MA Harus Menolak Permohonan PK Terpidana Korupsi

Hukum positif Indonesia mengatur serta membatasi syarat bagi terpidana yang ingin mengajukan PK.

Gedung KPK

Jakarta, Jurnas.com - Data Indonesia Corruption Watch (ICW) mencatat setidaknya hingga saat ini masih terdapat 19 terpidana kasus korupsi yang ditangani oleh KPK sedang mengajukan upaya hukum luar biasa, yakni peninjauan kembali.

Satu sisi hal itu merupakan hak setiap narapidana yang dijamin oleh undang-undang, akan tetapi tak dapat dipungkiri juga bahwa upaya PK kerap dijadikan jalan pintas untuk terbebas dari jerat hukuman.

Apalagi mengingat Hakim Agung Artidjo telah purna tugas per Mei 2018 lalu.
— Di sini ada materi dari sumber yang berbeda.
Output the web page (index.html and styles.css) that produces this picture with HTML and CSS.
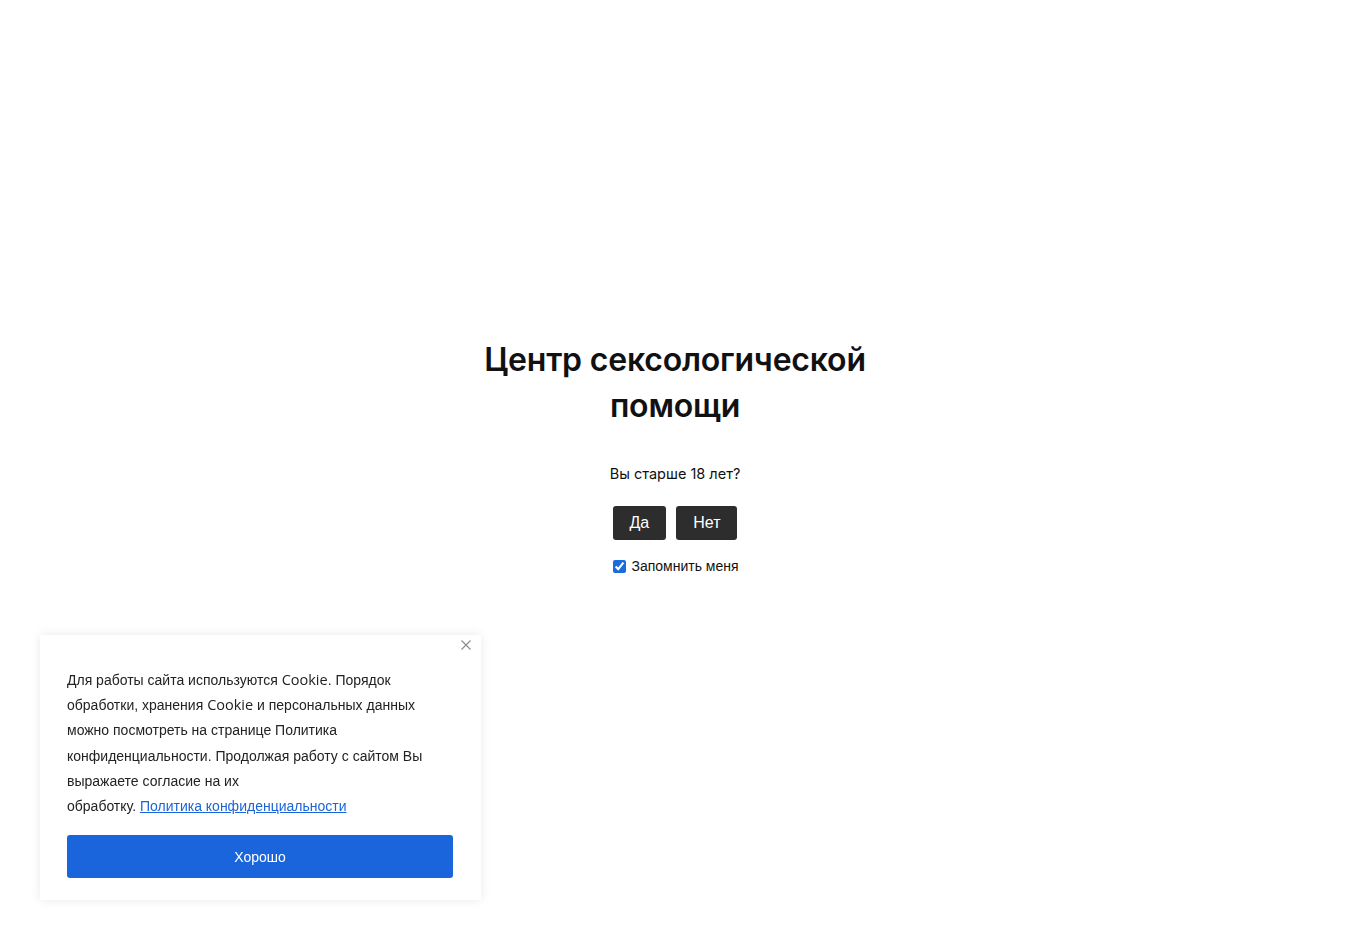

Saat ini justru publik sering kali diperlihatkan pada putusan tingkat PK yang sering kali tidak berpihak dengan pemberantasan korupsi.

Ambil contoh, Choel Mallarangeng, pada tingkat pengadilan sebelumnya ia divonis 3,5 tahun penjara dan denda Rp 250 juta (incracht) namun Mahkamah Agung (MA) memperingan hukumannya hanya menjadi 3 tahun penjara.

Tak lepas dari itu, MA juga mengabulkan PK mantan Direktur Pengolahan PT Pertamina, Suroso Atmomartoyo. Sebelumnya Suroso dihukum 7 tahun penjara, denda Rp 200 juta, dan kewajiban membayar uang pengganti sebesar USD 190 ribu. Namun putusan PK malah menghilangkan kewajiban pembayaran uang pengganti tersebut.

Hukum positif Indonesia mengatur serta membatasi syarat bagi terpidana yang ingin mengajukan PK. Pasal 263 ayat (2) KUHAP telah tegas menyebutkan bahwa syarat jika seseorang ingin mengajukan PK, yakni: 1) Apabila terdapat
keadaan/novum baru;
2) putusan yang keliru;
3) kekhilafan dari hakim saat menjatuhkan putusan. Namun dalam beberapa kesempatan syarat itu kerap diabaikan, sehingga putusan yang dihasilkan dinilai jauh dari rasa keadilan bagi masyarakat.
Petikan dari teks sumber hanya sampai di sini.